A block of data

-----

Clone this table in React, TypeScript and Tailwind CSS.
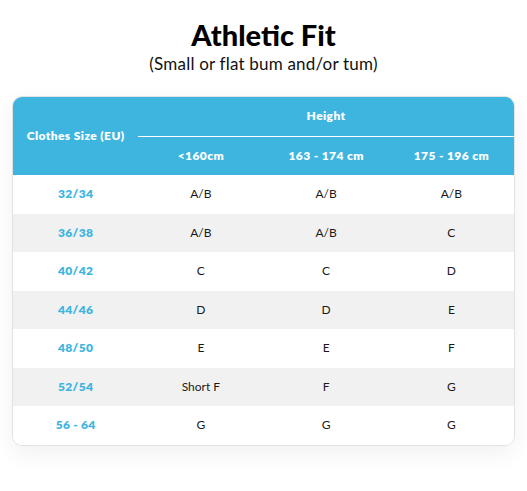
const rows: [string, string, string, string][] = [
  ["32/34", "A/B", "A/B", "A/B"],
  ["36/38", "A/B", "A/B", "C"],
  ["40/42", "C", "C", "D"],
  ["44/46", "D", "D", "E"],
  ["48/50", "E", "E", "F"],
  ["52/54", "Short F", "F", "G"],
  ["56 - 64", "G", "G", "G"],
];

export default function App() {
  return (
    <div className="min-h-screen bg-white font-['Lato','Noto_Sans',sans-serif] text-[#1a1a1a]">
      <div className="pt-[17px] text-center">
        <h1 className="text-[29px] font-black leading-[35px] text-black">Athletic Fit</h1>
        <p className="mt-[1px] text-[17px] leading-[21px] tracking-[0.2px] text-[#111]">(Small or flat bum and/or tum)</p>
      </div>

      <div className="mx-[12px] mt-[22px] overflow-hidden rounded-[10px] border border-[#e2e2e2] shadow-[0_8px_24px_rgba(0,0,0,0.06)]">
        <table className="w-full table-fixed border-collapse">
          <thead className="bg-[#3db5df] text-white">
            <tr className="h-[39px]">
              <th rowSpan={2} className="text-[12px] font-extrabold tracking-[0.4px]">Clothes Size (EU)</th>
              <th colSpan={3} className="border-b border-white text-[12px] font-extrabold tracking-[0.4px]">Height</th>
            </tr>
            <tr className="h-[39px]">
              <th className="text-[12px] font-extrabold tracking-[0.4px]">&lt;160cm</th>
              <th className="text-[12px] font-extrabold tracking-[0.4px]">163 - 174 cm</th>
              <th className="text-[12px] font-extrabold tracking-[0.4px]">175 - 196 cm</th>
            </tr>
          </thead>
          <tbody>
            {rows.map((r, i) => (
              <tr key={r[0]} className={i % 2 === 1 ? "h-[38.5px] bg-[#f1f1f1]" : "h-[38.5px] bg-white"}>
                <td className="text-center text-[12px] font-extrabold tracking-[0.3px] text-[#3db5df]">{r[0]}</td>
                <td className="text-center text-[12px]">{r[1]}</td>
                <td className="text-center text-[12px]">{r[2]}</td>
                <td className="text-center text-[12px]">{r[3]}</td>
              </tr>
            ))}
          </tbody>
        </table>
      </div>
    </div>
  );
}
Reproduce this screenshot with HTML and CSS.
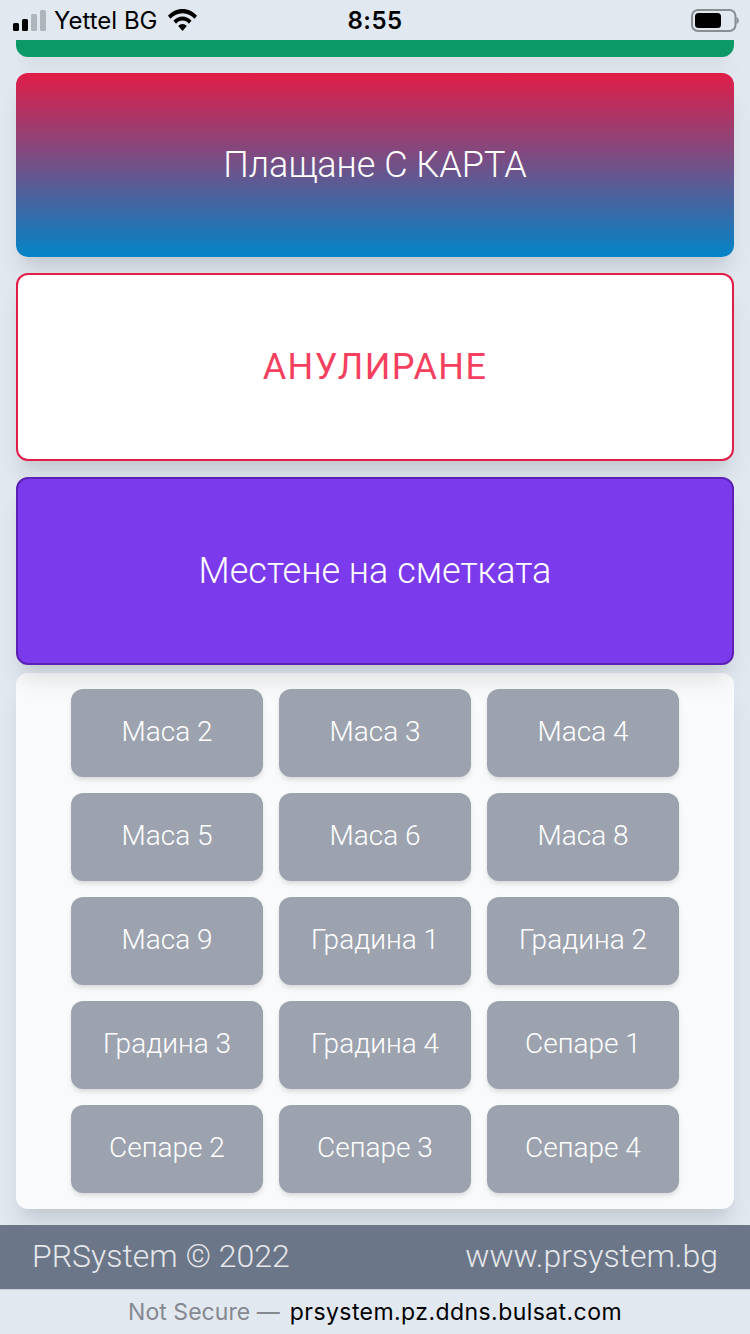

-----

### YOUR INSTRUCTIONS
Restate the full listing verbatim and drop every picture.

### ANSWER TO THIS EXERCISE
Clone this table in React, TypeScript and Tailwind CSS.
const rows: [string, string, string, string][] = [
  ["32/34", "A/B", "A/B", "A/B"],
  ["36/38", "A/B", "A/B", "C"],
  ["40/42", "C", "C", "D"],
  ["44/46", "D", "D", "E"],
  ["48/50", "E", "E", "F"],
  ["52/54", "Short F", "F", "G"],
  ["56 - 64", "G", "G", "G"],
];

export default function App() {
  return (
    <div className="min-h-screen bg-white font-['Lato','Noto_Sans',sans-serif] text-[#1a1a1a]">
      <div className="pt-[17px] text-center">
        <h1 className="text-[29px] font-black leading-[35px] text-black">Athletic Fit</h1>
        <p className="mt-[1px] text-[17px] leading-[21px] tracking-[0.2px] text-[#111]">(Small or flat bum and/or tum)</p>
      </div>

      <div className="mx-[12px] mt-[22px] overflow-hidden rounded-[10px] border border-[#e2e2e2] shadow-[0_8px_24px_rgba(0,0,0,0.06)]">
        <table className="w-full table-fixed border-collapse">
          <thead className="bg-[#3db5df] text-white">
            <tr className="h-[39px]">
              <th rowSpan={2} className="text-[12px] font-extrabold tracking-[0.4px]">Clothes Size (EU)</th>
              <th colSpan={3} className="border-b border-white text-[12px] font-extrabold tracking-[0.4px]">Height</th>
            </tr>
            <tr className="h-[39px]">
              <th className="text-[12px] font-extrabold tracking-[0.4px]">&lt;160cm</th>
              <th className="text-[12px] font-extrabold tracking-[0.4px]">163 - 174 cm</th>
              <th className="text-[12px] font-extrabold tracking-[0.4px]">175 - 196 cm</th>
            </tr>
          </thead>
          <tbody>
            {rows.map((r, i) => (
              <tr key={r[0]} className={i % 2 === 1 ? "h-[38.5px] bg-[#f1f1f1]" : "h-[38.5px] bg-white"}>
                <td className="text-center text-[12px] font-extrabold tracking-[0.3px] text-[#3db5df]">{r[0]}</td>
                <td className="text-center text-[12px]">{r[1]}</td>
                <td className="text-center text-[12px]">{r[2]}</td>
                <td className="text-center text-[12px]">{r[3]}</td>
              </tr>
            ))}
          </tbody>
        </table>
      </div>
    </div>
  );
}
Reproduce this screenshot with HTML and CSS.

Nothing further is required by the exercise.